Battlefront, the fourth and final volume of Jeff Carlson’s Europa Series has been published. It is available now on Amazon as an eBook and the paperback version, as well. Jeff’s manuscript for Battlefront was nearly complete at the time of his death in July 2017, and the final editing and assembly was done by his father, Gus Carlson. 

At the time of Jeff's terrible passing, I was just finishing my polish of our shared project: NEW MOJAVE, the sequel to my YA novel SKY HORIZON, both of them part of the COLONY HIGH series. And how I regret Jeff didn't get a chance to see it. I will persevere until it gets published.

Meanwhile, Get Jeff Carlson's EUROPA Series! Such adventure.

Innovative and highly with-it, The Black Box by Jennifer Egan consists of a series of twitter-length observational statements that nevertheless convey setting, character, action, dialogue and perception extremely well. The kind of sparseness and efficiency of conveyance that I teach my students can be seen in these two ways, early in the story: 
“If your Designated Mate is widely feared, the beauties at the house party where you’ve gone undercover to meet him will be especially kind." 
...and...
“Kindness feels good, even when it’s based on a false notion of your identity and purpose.”

 It is also a way-cool and tense spy story, with terrific science fictional elements, plus a stirring view of citizen resilience that may slip by most readers, but not those of you who hang around here. It’s in a ‘tense’ that I can only call second-person-mentor, straddling present and future, delivering vivid action amid advice-observations for an amateur secret agent. Heinlein showed us how to do this, establishing point of view through a character’s observations and especially what she/he takes for granted. But this efficiency is even better.

== More items... ==

An excellent BBC article about one of the greatest science fiction novels of all time – John Brunner’s 1968 Stand on Zanzibar. Often lauded for its agile, content-rich, multi point-of-view style (I modeled EARTH after it) and for its long list of eerily on-target predictions, I am in fact most impressed with the novel’s masterful mixture of pertinent worry and tentative optimism, a rare gift in this era of simplistically dolorous-discouraging dystopias and finger-wagging moralizings. This writer cites many of Brunner’s accurate foretellings, leaving out the one so many remark upon… that he featured an African “President Obomi” (cue Twilight Zone theme.)

Fun stuff!
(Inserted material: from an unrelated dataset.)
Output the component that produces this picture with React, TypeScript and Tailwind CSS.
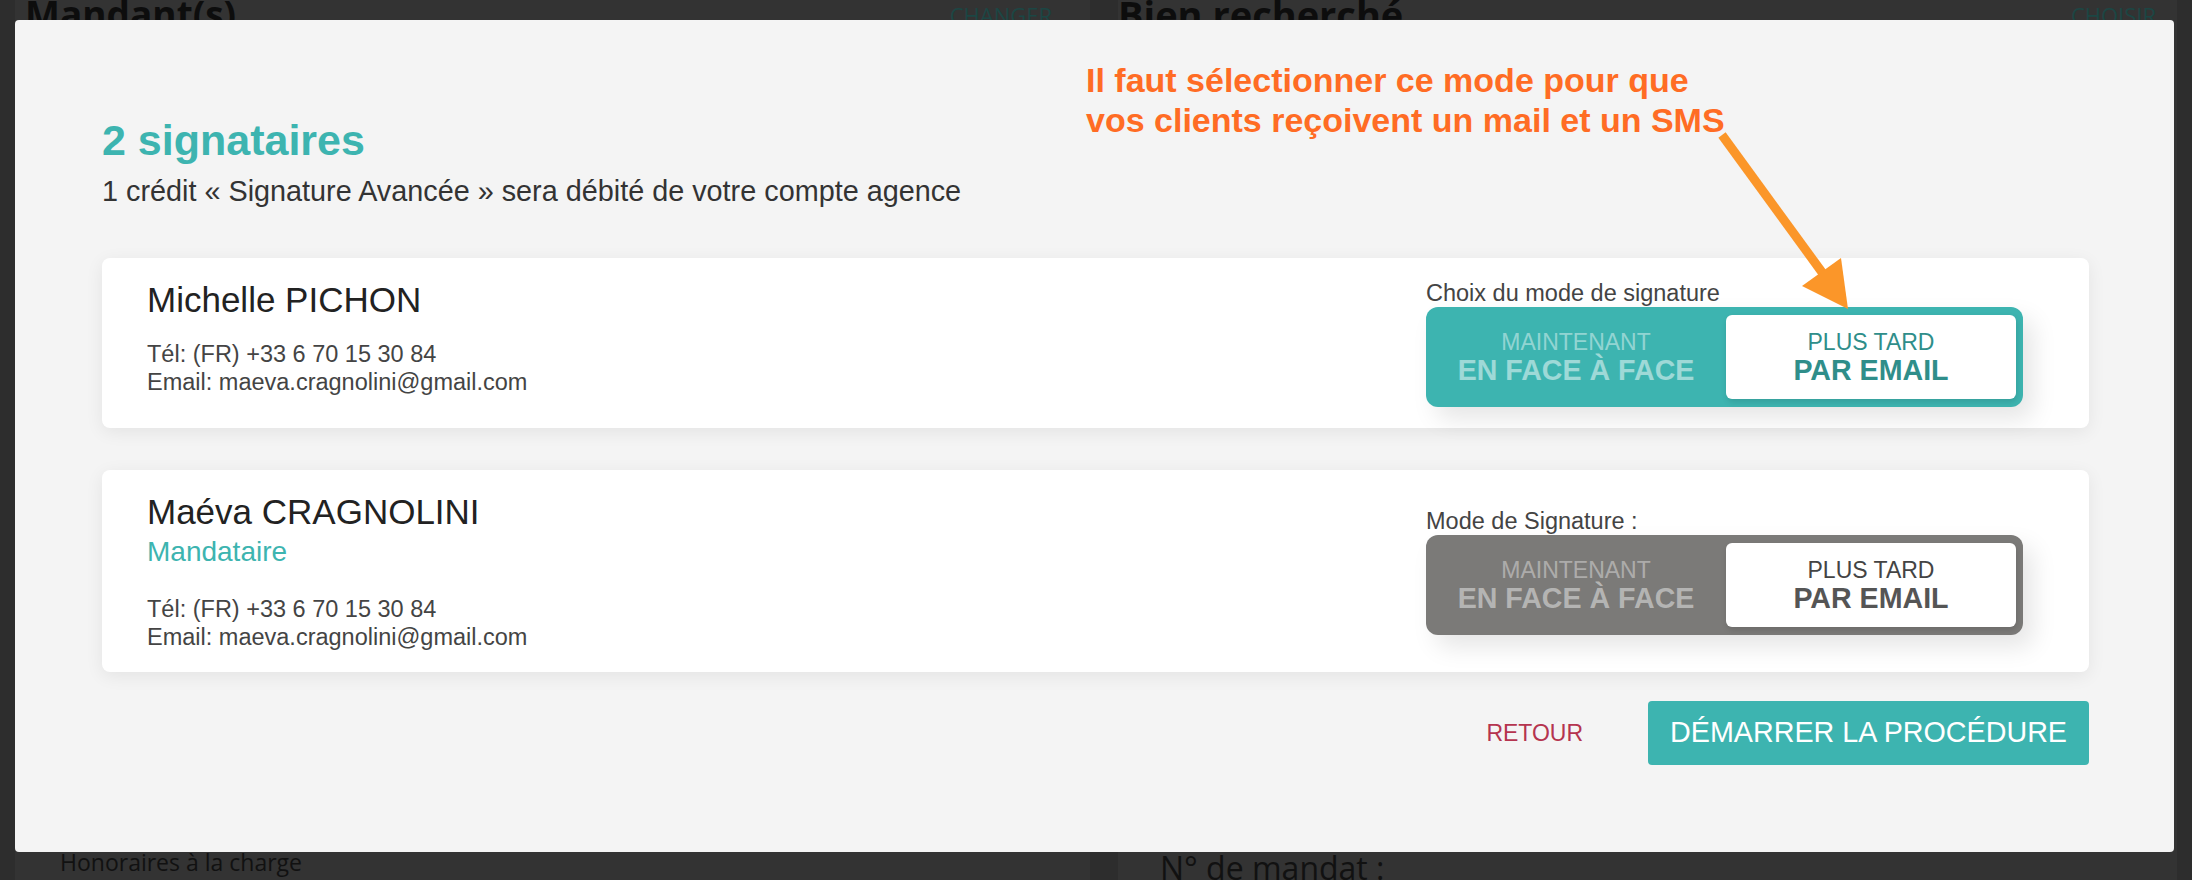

Some fans  worked with physicists and engineers on this infographic scaling a range of sci fi weapons!
Though this list left out the absurd super-ooper-dooper death star of "The Force Wakens," Which shot a beam across the whole galaxy in an instant destroying the entire Republic (a million worlds) in one plot simplifying cheat-minute! Then there's the Gravity Lasers in my novel EARTH, which use coherent beams from the core and mantle to lift ships and an island or two.

A wonderful analysis and trip down memory lane! Charlie Jane Anders surveys one of the great SF universes, the Hainish series by my former teacher, Ursula LeGuin, truly a visionary pioneer who was recognized early by our wonderfully expansive field... as was Charlie Jane Anders! Treasures.

A terrific and empathic story about an uplifted chimp detective by Rich Larson, an up-and-coming SF star - author of Annex, The Violet Wars.

== Final Brin bits ==


Our fine/fun panel discussing Blade Runner - hosted by the UCSD library - was lively with insights and inside poop. It is now online via UCSD TV

And I was final judge for a fiction writing contest run by the DoD “Mad Scientist Lab” – the entries portrayed ground warfare in the future, some of them thoughtfully and with some nuance, as well as technological vision. This page also includes several items of “advice to rising writers of SF.” Like how to establish point of view and how to make that first paragraph work for you.